Q. I'm a bit confused as to how the Kiddie Tax is applied to $1432? 

A. It's convoluted. Follow the lines on form 8816 for the calculations.  The $2600 rule will not apply, since your SD is more than $2600.  The whole amount of your taxable income ($1432 on your first calculation) is subject to being taxed at the parent's highest tax rate. 

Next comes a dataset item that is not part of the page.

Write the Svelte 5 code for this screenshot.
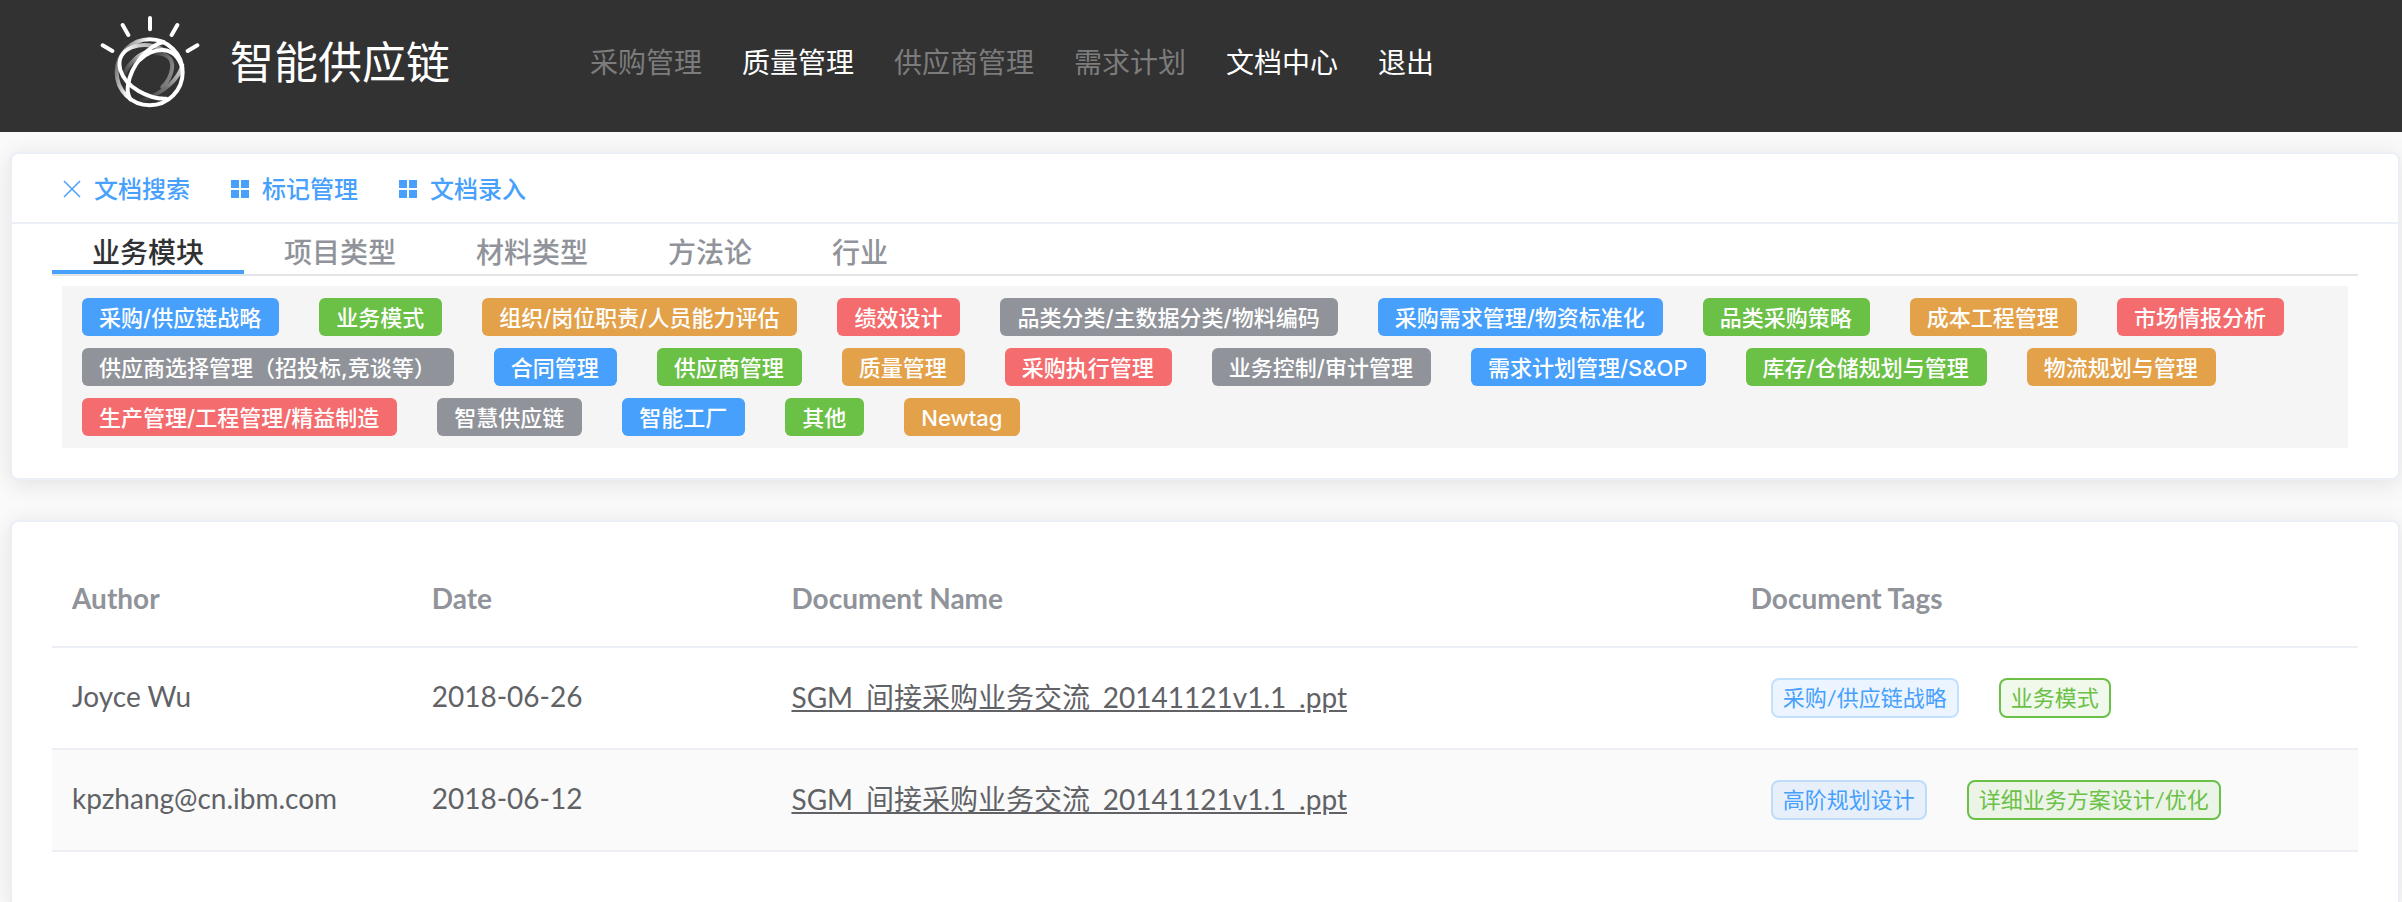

Tax on unearned income from Scholarship

@Hal_Al @AmyC  Thank you so much for your replies. I have spent two days reading a lot of discussions here and thought I understood, but I think I am still confused. I will add more details here to make my case clearer.

 

In 2024, my son was a full-time student at a University, and he also took a class at a community college in the summer.  We are planning to claim him as our dependent and to claim the $2500 AOTC.

 

  • 1098-T from summer school: $400 (box 1) and 0 (box 5)
  • 1098-T from his full-time school: $9500 (box 1) and $7575 (box 5). Box 1 should have been $11700, however, I made a mistake of making a payment in December 2023 for the Spring 2024 semester. 
  • Earned income from part time jobs: $12000
  • $2000 scholarship from a private firm not in box 5 (It's stated as scholarship on its website)

Q1: Can the payment I made in December 2023 for spring semester 2024 be added to the total of box 1 from both 1098-T to raise the qualified expenses in 2024?

 

Q2: What kind of scholarship can be considered a hybrid between earned and unearned income? Out of the $7575 in box 5, $6000 was paid directly to the school from a non profit organization. Can some of this scholarship be treated as earned income to get the $14600 standard deduction?